«…Вечные сны, как образчики крови…»
Вслушаемся в ранние стихи Мандельштама.
Звук осторожный и глухой
Плода, сорвавшегося с древа…
Это мир еще до грехопадения, до появления в нем человека. Никто не намеревается сорвать яблоко с древа познания добра и зла, а потому и вся дальнейшая человеческая история невозможна. Парис не поднесет яблока того же искусительного сорта Елене, и не отправится многоименный флот, груженный воинами, в море. Не будет пожара Трои, не будет блистательных свершений Рима. И далее, далее – ни Лжедмитрия, ни Марины Мнишек, ни декабристов, ни «Титаника», ни сумерек первого революционного года.

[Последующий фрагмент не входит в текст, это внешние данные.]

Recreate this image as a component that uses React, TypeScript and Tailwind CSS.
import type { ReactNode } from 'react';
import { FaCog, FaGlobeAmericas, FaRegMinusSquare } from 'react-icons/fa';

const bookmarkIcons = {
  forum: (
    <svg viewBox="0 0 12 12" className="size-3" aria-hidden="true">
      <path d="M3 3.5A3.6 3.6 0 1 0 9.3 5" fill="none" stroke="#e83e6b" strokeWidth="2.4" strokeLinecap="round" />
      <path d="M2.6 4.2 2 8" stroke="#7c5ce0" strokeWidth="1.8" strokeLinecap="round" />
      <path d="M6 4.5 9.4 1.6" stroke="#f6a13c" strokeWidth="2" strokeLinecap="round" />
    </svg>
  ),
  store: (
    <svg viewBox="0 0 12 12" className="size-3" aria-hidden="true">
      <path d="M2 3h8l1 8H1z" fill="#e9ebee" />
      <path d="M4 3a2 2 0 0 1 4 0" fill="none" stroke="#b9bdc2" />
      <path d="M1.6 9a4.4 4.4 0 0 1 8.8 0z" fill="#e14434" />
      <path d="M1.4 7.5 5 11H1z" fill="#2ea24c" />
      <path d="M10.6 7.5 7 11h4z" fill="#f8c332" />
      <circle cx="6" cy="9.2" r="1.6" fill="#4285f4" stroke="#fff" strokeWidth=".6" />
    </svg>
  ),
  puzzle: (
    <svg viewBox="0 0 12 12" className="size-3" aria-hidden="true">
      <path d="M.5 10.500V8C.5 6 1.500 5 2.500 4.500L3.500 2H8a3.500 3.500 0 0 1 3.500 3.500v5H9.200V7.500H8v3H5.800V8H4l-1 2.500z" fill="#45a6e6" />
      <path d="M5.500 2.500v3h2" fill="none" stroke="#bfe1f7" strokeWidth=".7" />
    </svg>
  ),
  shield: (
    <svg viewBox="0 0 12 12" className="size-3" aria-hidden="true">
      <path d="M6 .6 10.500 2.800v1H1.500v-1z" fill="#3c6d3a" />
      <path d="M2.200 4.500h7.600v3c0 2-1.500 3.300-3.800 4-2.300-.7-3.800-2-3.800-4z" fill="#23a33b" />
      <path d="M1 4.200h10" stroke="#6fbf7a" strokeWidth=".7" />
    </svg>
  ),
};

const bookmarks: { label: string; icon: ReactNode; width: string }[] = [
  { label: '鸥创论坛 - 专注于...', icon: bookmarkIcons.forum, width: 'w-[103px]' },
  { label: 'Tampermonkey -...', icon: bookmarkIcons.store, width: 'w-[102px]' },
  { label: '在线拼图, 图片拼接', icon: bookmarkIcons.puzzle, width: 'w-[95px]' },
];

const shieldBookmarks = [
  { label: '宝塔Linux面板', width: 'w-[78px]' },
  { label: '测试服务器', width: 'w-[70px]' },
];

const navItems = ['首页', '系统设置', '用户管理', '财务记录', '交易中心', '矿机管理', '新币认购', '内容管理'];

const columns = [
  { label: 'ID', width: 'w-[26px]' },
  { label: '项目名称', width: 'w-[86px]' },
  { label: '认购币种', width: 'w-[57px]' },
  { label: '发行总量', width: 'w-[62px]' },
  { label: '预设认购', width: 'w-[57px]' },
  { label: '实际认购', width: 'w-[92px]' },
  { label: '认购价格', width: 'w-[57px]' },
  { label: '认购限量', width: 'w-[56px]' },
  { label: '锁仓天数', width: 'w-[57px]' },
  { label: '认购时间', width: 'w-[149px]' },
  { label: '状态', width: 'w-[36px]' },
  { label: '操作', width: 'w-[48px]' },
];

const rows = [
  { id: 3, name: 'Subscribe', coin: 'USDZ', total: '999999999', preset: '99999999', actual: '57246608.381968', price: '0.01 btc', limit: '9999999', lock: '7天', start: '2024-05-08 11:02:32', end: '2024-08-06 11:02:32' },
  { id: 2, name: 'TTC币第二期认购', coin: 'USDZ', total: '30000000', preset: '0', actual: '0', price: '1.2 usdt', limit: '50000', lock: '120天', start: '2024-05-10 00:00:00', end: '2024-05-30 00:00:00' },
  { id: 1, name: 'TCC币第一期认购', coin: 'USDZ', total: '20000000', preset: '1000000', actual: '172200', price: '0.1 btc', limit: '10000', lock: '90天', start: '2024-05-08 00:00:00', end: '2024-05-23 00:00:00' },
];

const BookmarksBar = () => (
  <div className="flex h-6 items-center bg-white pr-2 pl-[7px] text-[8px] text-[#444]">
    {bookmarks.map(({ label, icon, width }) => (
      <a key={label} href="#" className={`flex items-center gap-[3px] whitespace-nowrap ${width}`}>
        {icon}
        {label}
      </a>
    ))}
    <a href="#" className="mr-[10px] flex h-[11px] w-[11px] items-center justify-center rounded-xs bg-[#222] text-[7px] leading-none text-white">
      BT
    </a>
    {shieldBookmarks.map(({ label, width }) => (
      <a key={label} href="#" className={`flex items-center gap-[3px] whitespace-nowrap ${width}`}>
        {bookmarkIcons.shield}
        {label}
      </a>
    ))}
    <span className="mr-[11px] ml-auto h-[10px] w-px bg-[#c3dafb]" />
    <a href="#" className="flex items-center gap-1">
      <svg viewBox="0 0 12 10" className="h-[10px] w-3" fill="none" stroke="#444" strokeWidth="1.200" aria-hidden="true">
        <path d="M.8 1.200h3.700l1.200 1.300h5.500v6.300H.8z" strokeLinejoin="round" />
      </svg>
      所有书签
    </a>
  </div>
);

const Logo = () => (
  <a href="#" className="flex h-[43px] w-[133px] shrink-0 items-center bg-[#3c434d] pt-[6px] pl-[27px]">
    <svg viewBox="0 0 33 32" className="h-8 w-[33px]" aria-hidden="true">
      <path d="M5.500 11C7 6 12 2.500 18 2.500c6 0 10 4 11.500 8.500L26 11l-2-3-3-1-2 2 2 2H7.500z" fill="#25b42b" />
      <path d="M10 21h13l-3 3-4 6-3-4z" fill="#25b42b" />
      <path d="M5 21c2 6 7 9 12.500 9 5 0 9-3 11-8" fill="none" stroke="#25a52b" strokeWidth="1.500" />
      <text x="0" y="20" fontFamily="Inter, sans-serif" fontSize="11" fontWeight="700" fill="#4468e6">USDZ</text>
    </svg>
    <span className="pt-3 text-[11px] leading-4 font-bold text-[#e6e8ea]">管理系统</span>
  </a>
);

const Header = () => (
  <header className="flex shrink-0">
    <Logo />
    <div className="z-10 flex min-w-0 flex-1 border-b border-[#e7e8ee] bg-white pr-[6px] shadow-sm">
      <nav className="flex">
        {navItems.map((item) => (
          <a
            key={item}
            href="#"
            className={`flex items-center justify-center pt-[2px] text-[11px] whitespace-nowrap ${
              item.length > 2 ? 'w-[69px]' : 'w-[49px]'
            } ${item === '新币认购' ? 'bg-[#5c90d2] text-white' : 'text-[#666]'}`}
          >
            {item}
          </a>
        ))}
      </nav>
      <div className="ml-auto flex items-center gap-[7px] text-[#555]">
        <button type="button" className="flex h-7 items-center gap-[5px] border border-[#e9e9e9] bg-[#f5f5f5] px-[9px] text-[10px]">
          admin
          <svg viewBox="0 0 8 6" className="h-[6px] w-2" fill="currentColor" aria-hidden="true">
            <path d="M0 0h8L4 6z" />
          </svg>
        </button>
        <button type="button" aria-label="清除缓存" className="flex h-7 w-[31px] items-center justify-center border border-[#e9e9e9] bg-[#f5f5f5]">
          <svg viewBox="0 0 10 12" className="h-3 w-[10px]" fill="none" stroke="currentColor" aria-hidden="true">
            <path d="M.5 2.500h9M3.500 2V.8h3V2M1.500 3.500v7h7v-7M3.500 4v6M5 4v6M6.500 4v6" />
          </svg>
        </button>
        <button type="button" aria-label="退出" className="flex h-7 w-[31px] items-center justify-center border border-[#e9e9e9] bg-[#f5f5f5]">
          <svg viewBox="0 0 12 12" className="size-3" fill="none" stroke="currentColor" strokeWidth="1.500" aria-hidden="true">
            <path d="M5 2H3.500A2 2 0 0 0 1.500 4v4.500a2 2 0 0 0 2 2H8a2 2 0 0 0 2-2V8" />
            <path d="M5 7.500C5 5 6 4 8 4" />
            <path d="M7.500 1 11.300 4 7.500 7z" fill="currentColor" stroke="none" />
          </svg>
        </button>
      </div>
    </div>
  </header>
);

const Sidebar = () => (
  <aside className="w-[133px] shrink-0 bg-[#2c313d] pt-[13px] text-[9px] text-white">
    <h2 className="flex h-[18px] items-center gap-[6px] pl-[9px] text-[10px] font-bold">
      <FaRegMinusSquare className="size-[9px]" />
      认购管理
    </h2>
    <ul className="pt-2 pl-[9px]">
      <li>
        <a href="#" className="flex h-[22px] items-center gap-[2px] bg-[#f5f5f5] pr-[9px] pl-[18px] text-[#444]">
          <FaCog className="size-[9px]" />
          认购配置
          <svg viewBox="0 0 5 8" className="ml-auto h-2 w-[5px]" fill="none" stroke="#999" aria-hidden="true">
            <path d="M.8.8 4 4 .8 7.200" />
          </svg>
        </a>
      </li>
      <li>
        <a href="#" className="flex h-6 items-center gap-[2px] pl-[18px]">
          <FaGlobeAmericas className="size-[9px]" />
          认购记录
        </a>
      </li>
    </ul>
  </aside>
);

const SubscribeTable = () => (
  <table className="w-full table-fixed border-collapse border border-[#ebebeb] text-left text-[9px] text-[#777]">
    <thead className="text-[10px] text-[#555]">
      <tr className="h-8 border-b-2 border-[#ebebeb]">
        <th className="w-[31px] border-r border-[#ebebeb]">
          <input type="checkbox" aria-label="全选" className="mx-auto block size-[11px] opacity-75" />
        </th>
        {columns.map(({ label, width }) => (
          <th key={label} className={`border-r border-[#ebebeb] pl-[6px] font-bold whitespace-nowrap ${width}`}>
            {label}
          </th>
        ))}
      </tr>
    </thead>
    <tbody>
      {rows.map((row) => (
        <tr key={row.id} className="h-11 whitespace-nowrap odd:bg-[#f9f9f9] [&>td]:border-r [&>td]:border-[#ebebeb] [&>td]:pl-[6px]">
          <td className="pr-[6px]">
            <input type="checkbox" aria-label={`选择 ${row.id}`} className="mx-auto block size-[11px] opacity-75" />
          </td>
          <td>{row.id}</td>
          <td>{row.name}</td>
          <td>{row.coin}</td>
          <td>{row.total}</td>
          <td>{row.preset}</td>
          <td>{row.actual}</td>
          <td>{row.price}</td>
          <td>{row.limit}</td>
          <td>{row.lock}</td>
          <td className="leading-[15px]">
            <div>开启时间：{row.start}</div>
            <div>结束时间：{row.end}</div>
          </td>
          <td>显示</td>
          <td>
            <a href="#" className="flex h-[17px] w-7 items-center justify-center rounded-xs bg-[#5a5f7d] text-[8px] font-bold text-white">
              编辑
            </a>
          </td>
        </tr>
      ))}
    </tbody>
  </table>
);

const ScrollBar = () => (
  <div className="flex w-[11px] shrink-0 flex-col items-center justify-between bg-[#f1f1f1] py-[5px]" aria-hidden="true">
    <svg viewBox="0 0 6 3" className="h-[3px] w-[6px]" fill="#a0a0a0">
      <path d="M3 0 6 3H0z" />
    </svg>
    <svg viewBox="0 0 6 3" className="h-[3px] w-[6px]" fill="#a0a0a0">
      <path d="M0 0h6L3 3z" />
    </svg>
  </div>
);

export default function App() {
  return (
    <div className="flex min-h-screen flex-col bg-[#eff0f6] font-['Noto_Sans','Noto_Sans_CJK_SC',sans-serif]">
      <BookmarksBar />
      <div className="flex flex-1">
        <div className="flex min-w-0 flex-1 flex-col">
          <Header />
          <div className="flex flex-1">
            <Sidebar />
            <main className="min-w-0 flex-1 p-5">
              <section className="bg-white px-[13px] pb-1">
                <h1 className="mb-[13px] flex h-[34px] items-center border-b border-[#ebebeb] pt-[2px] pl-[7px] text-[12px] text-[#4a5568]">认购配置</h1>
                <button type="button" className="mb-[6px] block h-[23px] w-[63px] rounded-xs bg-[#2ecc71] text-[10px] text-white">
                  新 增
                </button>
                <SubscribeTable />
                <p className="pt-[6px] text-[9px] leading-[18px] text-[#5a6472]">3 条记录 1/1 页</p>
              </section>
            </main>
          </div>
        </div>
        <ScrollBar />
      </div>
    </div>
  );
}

Плод перезрел и сорвался с ветки, так и не дождавшись прикосновения человеческой руки.
Человек своим присутствием не просто меняет что-то в мире. Он изменяет весь мир. Еще не решен вопрос: зачем дарована жизнь, как возникает потребность в божестве: ведь кто-то эту жизнь даровал?

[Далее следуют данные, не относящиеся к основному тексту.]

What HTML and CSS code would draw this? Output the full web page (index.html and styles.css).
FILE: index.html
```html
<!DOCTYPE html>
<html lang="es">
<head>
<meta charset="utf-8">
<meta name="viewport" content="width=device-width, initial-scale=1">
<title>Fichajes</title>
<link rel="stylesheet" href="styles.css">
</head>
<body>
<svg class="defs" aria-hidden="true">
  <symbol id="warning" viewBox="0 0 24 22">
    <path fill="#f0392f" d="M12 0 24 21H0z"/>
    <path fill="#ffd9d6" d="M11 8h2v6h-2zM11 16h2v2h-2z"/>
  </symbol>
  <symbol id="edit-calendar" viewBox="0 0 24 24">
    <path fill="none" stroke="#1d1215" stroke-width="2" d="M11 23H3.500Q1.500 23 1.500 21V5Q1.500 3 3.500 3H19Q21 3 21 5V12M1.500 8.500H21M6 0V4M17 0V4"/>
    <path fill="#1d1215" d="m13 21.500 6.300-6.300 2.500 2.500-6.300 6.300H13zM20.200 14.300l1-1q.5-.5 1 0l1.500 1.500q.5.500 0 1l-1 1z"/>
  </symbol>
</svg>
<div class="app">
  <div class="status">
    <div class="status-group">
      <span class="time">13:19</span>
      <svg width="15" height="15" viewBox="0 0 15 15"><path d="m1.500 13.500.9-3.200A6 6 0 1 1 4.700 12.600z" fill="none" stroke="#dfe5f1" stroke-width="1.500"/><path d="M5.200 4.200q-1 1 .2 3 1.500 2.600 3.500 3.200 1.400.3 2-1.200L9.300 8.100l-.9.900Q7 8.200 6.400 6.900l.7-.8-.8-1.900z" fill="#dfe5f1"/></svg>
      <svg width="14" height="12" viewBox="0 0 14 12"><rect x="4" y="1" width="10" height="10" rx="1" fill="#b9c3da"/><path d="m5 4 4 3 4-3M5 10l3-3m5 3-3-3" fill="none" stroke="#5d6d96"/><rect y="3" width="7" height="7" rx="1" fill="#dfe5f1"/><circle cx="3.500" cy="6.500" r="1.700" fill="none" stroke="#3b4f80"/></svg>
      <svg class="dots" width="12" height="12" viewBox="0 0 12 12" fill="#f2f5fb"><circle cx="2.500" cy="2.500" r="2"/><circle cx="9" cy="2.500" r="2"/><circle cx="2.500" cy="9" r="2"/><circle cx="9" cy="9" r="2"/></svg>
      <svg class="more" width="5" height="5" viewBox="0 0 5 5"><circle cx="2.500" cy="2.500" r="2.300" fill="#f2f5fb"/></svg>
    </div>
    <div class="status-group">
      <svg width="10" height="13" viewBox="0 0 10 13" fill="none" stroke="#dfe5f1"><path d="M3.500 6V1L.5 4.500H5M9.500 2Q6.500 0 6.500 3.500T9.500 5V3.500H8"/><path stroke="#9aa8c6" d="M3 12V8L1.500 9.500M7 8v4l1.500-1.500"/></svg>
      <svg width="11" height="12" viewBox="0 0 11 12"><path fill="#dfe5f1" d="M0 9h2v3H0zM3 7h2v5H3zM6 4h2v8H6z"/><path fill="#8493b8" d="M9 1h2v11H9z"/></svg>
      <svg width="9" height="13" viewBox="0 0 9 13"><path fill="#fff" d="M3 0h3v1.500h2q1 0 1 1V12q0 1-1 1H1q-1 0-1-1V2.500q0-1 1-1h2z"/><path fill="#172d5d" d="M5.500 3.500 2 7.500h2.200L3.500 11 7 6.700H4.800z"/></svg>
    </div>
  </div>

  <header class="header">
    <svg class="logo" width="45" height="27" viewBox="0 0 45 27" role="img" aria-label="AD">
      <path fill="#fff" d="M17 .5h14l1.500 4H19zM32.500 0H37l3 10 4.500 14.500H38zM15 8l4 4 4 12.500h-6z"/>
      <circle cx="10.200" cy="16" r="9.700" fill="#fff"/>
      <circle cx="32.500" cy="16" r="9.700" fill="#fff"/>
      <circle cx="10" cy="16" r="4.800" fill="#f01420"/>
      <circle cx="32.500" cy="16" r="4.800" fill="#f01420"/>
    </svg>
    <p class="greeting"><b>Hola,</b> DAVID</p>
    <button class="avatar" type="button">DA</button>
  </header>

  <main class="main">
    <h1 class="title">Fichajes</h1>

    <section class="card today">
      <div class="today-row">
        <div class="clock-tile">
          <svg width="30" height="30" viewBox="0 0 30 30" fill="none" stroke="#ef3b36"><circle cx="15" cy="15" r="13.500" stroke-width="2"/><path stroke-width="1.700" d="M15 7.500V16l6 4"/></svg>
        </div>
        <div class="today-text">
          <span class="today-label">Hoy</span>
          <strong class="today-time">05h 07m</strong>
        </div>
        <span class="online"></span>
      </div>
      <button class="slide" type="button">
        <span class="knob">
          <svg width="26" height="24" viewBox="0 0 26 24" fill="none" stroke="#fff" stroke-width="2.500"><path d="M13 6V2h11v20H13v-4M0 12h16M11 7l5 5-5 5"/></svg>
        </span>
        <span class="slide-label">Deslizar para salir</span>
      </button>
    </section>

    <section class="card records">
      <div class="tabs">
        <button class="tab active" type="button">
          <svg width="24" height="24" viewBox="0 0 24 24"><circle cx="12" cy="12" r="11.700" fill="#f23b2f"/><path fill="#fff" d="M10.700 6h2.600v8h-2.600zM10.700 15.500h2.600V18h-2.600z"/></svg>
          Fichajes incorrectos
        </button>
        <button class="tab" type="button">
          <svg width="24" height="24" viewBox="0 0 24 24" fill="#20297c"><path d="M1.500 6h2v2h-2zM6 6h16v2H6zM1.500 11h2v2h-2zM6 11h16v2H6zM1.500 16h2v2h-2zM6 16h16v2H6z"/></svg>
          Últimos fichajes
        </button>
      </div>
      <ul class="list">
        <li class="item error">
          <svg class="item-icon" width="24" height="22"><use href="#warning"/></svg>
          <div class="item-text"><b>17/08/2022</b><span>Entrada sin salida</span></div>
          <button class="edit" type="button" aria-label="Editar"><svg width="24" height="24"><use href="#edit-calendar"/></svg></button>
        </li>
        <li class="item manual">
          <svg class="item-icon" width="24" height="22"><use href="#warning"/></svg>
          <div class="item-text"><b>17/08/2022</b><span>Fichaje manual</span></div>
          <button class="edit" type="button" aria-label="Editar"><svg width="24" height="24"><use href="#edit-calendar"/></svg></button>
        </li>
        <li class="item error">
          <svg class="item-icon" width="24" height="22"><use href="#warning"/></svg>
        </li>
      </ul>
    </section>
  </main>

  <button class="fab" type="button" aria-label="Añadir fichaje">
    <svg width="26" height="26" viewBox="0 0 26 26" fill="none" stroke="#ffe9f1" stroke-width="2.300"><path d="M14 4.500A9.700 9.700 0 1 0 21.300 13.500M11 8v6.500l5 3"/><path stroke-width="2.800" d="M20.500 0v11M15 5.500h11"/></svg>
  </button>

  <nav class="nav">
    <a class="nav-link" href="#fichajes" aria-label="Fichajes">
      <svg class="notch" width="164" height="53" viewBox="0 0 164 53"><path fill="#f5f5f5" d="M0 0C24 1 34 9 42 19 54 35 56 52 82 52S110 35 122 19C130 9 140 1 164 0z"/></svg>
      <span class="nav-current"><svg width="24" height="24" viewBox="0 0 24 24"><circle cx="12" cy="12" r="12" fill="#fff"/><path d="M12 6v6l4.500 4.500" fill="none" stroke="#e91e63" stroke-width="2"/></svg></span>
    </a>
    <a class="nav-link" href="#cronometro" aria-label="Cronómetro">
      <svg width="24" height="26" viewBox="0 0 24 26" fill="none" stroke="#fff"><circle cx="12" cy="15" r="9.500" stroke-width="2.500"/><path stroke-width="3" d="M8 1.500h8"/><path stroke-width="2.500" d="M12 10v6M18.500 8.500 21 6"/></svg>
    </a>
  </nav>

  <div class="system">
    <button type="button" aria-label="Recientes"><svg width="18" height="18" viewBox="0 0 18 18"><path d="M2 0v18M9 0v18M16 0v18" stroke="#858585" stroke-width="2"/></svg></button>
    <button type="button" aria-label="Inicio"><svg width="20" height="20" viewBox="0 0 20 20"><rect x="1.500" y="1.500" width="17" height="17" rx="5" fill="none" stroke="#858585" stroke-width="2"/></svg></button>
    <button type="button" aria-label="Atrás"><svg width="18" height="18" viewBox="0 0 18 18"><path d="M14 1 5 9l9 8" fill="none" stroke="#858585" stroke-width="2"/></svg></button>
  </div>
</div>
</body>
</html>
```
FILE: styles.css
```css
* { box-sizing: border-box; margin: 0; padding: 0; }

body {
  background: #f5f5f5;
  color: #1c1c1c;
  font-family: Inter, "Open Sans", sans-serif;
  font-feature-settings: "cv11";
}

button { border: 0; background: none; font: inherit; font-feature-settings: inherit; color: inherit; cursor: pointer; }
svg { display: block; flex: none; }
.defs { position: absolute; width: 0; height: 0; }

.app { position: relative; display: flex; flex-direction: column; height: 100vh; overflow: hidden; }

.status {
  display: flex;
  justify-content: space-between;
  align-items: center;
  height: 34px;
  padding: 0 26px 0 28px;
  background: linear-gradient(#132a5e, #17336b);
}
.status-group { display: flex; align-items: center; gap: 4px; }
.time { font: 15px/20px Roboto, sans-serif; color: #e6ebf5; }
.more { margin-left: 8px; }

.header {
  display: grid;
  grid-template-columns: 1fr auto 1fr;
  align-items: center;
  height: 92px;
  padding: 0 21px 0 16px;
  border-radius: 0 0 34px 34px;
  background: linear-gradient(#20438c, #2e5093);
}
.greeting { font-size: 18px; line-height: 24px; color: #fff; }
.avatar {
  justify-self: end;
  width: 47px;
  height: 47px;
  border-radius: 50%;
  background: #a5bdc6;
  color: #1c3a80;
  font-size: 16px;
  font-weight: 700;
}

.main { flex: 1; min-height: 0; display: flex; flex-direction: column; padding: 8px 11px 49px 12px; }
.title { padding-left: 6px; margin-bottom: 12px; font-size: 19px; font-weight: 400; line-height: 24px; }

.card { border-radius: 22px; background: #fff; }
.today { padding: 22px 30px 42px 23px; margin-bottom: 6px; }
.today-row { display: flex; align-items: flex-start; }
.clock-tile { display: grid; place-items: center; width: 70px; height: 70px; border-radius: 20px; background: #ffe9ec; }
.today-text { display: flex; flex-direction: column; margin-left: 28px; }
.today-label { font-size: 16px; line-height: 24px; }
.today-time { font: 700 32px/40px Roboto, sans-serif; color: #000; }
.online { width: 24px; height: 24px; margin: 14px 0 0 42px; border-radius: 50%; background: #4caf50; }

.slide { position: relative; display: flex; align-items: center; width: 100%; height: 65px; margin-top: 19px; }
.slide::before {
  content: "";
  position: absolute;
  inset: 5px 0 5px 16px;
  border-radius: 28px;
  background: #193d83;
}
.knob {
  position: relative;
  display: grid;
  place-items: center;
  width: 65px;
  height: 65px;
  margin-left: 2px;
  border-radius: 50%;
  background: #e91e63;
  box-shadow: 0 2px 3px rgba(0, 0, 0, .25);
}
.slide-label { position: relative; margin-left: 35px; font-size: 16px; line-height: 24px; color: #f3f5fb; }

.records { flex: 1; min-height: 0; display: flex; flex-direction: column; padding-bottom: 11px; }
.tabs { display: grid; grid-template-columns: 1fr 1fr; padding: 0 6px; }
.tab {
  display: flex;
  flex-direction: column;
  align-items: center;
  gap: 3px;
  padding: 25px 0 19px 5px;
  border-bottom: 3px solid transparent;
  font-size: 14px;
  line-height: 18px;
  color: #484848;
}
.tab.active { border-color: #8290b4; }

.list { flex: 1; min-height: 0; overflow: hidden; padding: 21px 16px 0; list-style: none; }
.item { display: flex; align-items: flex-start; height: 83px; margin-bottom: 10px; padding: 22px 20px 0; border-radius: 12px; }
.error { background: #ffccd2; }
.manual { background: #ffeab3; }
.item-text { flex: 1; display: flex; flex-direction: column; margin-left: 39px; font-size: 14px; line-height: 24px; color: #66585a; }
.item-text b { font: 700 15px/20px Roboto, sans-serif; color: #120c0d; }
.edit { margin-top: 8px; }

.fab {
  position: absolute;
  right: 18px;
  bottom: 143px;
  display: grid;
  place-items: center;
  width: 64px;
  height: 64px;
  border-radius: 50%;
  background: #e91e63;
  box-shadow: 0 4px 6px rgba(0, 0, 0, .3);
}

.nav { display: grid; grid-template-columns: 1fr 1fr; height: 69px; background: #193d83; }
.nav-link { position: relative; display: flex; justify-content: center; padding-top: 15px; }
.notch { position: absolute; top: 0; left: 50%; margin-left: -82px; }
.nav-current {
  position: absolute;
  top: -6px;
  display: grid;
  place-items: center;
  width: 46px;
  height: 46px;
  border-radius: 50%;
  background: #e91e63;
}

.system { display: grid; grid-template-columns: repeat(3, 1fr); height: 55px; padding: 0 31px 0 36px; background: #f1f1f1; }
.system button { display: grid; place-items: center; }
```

Дано мне тело – что мне делать с ним,
Таким единым и таким моим?
За радость тихую дышать и жить
Кого, скажите, мне благодарить.
И поздно уже бояться, сторониться каких бы то ни было вопросов, уговаривать себя, будто все наладится, если не задумываться, пребывать в первозданном неведении.
Ни о чем не нужно говорить,
Ничему не следует учить,
И печальна так и хороша
Темная звериная душа…
История течет своим чередом. Она похожа на реку – недаром в своей предсмертной, незаконченной оде Г. Державин воспевает «Реку времен».
Много-много позднее, сочиняя «Стихи о русской поэзии», Мандельштам вспомнит Державина, чей «татарский кумыс» стиха пьянит по-прежнему. Вспомнит и Батюшкова, чьим именем он отрекался когда-то от символизма, чтобы стать навсегда акмеистом. Тогда он писал:
И Батюшкова мне ненавистна спесь.
Который час его спросили здесь,
А он ответил любопытным – вечность.
Автор пока не знал, что вопрос не в том, что предпочесть – луну, то есть возвышенную и устаревшую образность символизма, или светлый циферблат из тех, какими украшали фасад часового магазина, то есть вещность только что народившегося акмеизма, с ясной и четкой деталью.
Вопрос, как оказалось, надо ставить иначе. Ведь Батюшков, один из самых гармоничных поэтов XIX столетия, ответил так (а ответ его зафиксирован документально) не для того, чтобы поразить публику. Батюшков помешался. Место поэтического прозрения заступило безумие.